YOUR GOAL
Transcribe the listing in full, excluding any pictures.

PROVIDED DATA
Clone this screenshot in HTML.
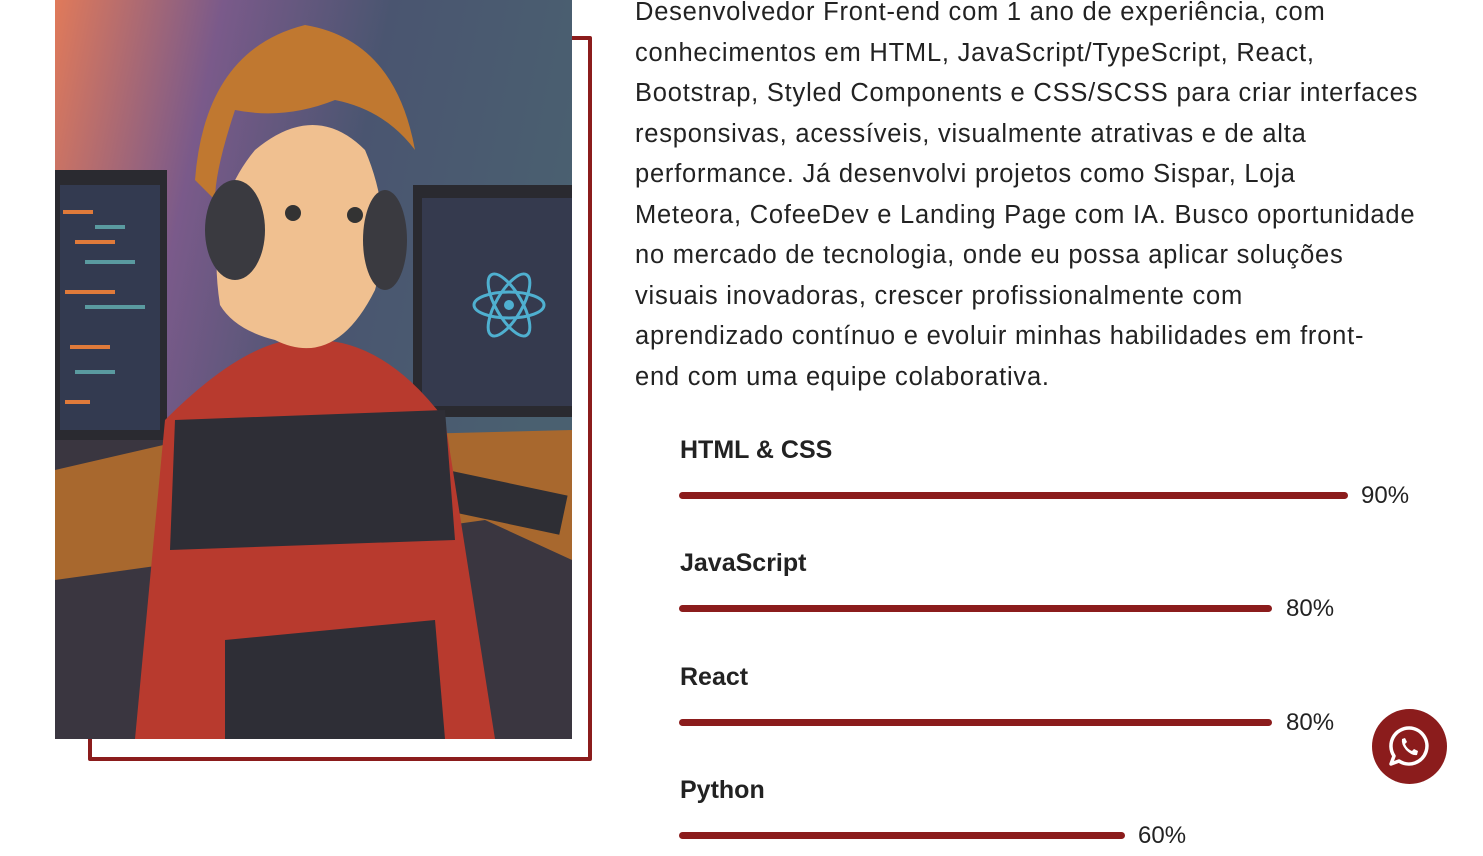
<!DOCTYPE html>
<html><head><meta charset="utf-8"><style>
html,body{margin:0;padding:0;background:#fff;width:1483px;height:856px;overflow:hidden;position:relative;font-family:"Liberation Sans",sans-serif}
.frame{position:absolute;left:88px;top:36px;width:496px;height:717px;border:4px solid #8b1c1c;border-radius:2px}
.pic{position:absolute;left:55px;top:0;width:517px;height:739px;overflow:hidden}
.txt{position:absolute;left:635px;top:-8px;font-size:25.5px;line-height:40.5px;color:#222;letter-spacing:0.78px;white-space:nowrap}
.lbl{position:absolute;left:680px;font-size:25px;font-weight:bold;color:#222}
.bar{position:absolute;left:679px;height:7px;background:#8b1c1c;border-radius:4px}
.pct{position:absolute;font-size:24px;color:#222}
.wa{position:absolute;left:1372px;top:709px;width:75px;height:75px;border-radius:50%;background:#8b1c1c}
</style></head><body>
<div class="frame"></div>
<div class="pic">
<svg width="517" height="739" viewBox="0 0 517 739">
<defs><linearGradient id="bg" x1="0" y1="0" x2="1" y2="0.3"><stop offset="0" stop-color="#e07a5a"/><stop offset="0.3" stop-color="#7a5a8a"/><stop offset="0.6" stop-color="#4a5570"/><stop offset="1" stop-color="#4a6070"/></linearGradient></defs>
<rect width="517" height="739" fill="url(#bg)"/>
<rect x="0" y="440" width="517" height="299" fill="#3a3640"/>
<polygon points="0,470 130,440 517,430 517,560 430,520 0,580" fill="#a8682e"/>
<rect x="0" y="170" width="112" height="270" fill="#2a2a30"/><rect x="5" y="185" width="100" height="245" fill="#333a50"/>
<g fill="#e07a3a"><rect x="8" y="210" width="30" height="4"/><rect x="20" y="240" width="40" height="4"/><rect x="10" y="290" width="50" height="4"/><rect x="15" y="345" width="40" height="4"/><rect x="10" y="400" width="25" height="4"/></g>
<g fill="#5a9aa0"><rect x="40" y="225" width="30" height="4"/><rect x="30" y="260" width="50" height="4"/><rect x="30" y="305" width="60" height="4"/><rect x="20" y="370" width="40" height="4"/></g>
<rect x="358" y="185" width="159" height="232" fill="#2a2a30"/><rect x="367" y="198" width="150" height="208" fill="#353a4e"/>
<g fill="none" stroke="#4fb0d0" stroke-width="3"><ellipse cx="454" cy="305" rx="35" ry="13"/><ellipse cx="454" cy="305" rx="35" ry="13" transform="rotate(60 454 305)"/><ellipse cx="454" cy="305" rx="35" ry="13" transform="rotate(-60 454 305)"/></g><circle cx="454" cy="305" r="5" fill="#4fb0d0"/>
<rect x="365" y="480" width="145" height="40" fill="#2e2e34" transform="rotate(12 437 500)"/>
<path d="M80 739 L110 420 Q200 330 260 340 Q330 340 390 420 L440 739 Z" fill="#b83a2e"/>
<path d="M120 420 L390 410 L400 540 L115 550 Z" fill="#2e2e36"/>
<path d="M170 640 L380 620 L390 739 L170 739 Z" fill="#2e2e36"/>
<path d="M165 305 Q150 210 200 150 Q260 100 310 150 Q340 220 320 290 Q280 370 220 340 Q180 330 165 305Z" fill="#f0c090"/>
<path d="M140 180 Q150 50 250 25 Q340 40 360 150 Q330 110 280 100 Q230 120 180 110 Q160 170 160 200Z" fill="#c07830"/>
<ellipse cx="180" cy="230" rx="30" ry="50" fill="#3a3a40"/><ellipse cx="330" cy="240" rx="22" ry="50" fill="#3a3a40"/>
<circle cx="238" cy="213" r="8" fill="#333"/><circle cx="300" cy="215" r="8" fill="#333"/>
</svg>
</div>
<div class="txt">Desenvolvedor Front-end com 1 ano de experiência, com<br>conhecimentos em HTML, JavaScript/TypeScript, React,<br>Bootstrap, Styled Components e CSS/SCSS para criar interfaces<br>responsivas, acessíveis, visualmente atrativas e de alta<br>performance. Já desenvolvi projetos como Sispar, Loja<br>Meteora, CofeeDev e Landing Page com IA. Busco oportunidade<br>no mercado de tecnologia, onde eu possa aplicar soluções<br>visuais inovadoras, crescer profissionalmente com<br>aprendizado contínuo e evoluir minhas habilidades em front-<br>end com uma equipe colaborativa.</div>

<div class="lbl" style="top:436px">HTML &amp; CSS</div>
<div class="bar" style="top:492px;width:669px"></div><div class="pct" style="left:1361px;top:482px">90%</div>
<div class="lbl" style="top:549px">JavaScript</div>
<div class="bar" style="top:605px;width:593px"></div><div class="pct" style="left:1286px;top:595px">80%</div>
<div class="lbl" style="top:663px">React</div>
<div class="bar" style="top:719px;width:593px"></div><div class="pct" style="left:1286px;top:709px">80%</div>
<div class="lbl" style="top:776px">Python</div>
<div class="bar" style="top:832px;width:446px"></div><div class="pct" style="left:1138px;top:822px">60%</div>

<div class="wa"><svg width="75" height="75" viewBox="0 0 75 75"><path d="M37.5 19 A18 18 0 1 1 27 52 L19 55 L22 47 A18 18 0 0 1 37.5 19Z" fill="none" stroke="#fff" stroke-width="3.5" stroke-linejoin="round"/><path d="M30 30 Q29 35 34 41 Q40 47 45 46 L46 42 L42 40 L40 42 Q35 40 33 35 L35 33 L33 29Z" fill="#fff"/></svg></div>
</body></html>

ANSWER
Clone this screenshot in HTML.
<!DOCTYPE html>
<html><head><meta charset="utf-8"><style>
html,body{margin:0;padding:0;background:#fff;width:1483px;height:856px;overflow:hidden;position:relative;font-family:"Liberation Sans",sans-serif}
.frame{position:absolute;left:88px;top:36px;width:496px;height:717px;border:4px solid #8b1c1c;border-radius:2px}
.pic{position:absolute;left:55px;top:0;width:517px;height:739px;overflow:hidden}
.txt{position:absolute;left:635px;top:-8px;font-size:25.5px;line-height:40.5px;color:#222;letter-spacing:0.78px;white-space:nowrap}
.lbl{position:absolute;left:680px;font-size:25px;font-weight:bold;color:#222}
.bar{position:absolute;left:679px;height:7px;background:#8b1c1c;border-radius:4px}
.pct{position:absolute;font-size:24px;color:#222}
.wa{position:absolute;left:1372px;top:709px;width:75px;height:75px;border-radius:50%;background:#8b1c1c}
</style></head><body>
<div class="frame"></div>
<div class="pic">
<svg width="517" height="739" viewBox="0 0 517 739">
<defs><linearGradient id="bg" x1="0" y1="0" x2="1" y2="0.3"><stop offset="0" stop-color="#e07a5a"/><stop offset="0.3" stop-color="#7a5a8a"/><stop offset="0.6" stop-color="#4a5570"/><stop offset="1" stop-color="#4a6070"/></linearGradient></defs>
<rect width="517" height="739" fill="url(#bg)"/>
<rect x="0" y="440" width="517" height="299" fill="#3a3640"/>
<polygon points="0,470 130,440 517,430 517,560 430,520 0,580" fill="#a8682e"/>
<rect x="0" y="170" width="112" height="270" fill="#2a2a30"/><rect x="5" y="185" width="100" height="245" fill="#333a50"/>
<g fill="#e07a3a"><rect x="8" y="210" width="30" height="4"/><rect x="20" y="240" width="40" height="4"/><rect x="10" y="290" width="50" height="4"/><rect x="15" y="345" width="40" height="4"/><rect x="10" y="400" width="25" height="4"/></g>
<g fill="#5a9aa0"><rect x="40" y="225" width="30" height="4"/><rect x="30" y="260" width="50" height="4"/><rect x="30" y="305" width="60" height="4"/><rect x="20" y="370" width="40" height="4"/></g>
<rect x="358" y="185" width="159" height="232" fill="#2a2a30"/><rect x="367" y="198" width="150" height="208" fill="#353a4e"/>
<g fill="none" stroke="#4fb0d0" stroke-width="3"><ellipse cx="454" cy="305" rx="35" ry="13"/><ellipse cx="454" cy="305" rx="35" ry="13" transform="rotate(60 454 305)"/><ellipse cx="454" cy="305" rx="35" ry="13" transform="rotate(-60 454 305)"/></g><circle cx="454" cy="305" r="5" fill="#4fb0d0"/>
<rect x="365" y="480" width="145" height="40" fill="#2e2e34" transform="rotate(12 437 500)"/>
<path d="M80 739 L110 420 Q200 330 260 340 Q330 340 390 420 L440 739 Z" fill="#b83a2e"/>
<path d="M120 420 L390 410 L400 540 L115 550 Z" fill="#2e2e36"/>
<path d="M170 640 L380 620 L390 739 L170 739 Z" fill="#2e2e36"/>
<path d="M165 305 Q150 210 200 150 Q260 100 310 150 Q340 220 320 290 Q280 370 220 340 Q180 330 165 305Z" fill="#f0c090"/>
<path d="M140 180 Q150 50 250 25 Q340 40 360 150 Q330 110 280 100 Q230 120 180 110 Q160 170 160 200Z" fill="#c07830"/>
<ellipse cx="180" cy="230" rx="30" ry="50" fill="#3a3a40"/><ellipse cx="330" cy="240" rx="22" ry="50" fill="#3a3a40"/>
<circle cx="238" cy="213" r="8" fill="#333"/><circle cx="300" cy="215" r="8" fill="#333"/>
</svg>
</div>
<div class="txt">Desenvolvedor Front-end com 1 ano de experiência, com<br>conhecimentos em HTML, JavaScript/TypeScript, React,<br>Bootstrap, Styled Components e CSS/SCSS para criar interfaces<br>responsivas, acessíveis, visualmente atrativas e de alta<br>performance. Já desenvolvi projetos como Sispar, Loja<br>Meteora, CofeeDev e Landing Page com IA. Busco oportunidade<br>no mercado de tecnologia, onde eu possa aplicar soluções<br>visuais inovadoras, crescer profissionalmente com<br>aprendizado contínuo e evoluir minhas habilidades em front-<br>end com uma equipe colaborativa.</div>

<div class="lbl" style="top:436px">HTML &amp; CSS</div>
<div class="bar" style="top:492px;width:669px"></div><div class="pct" style="left:1361px;top:482px">90%</div>
<div class="lbl" style="top:549px">JavaScript</div>
<div class="bar" style="top:605px;width:593px"></div><div class="pct" style="left:1286px;top:595px">80%</div>
<div class="lbl" style="top:663px">React</div>
<div class="bar" style="top:719px;width:593px"></div><div class="pct" style="left:1286px;top:709px">80%</div>
<div class="lbl" style="top:776px">Python</div>
<div class="bar" style="top:832px;width:446px"></div><div class="pct" style="left:1138px;top:822px">60%</div>

<div class="wa"><svg width="75" height="75" viewBox="0 0 75 75"><path d="M37.5 19 A18 18 0 1 1 27 52 L19 55 L22 47 A18 18 0 0 1 37.5 19Z" fill="none" stroke="#fff" stroke-width="3.5" stroke-linejoin="round"/><path d="M30 30 Q29 35 34 41 Q40 47 45 46 L46 42 L42 40 L40 42 Q35 40 33 35 L35 33 L33 29Z" fill="#fff"/></svg></div>
</body></html>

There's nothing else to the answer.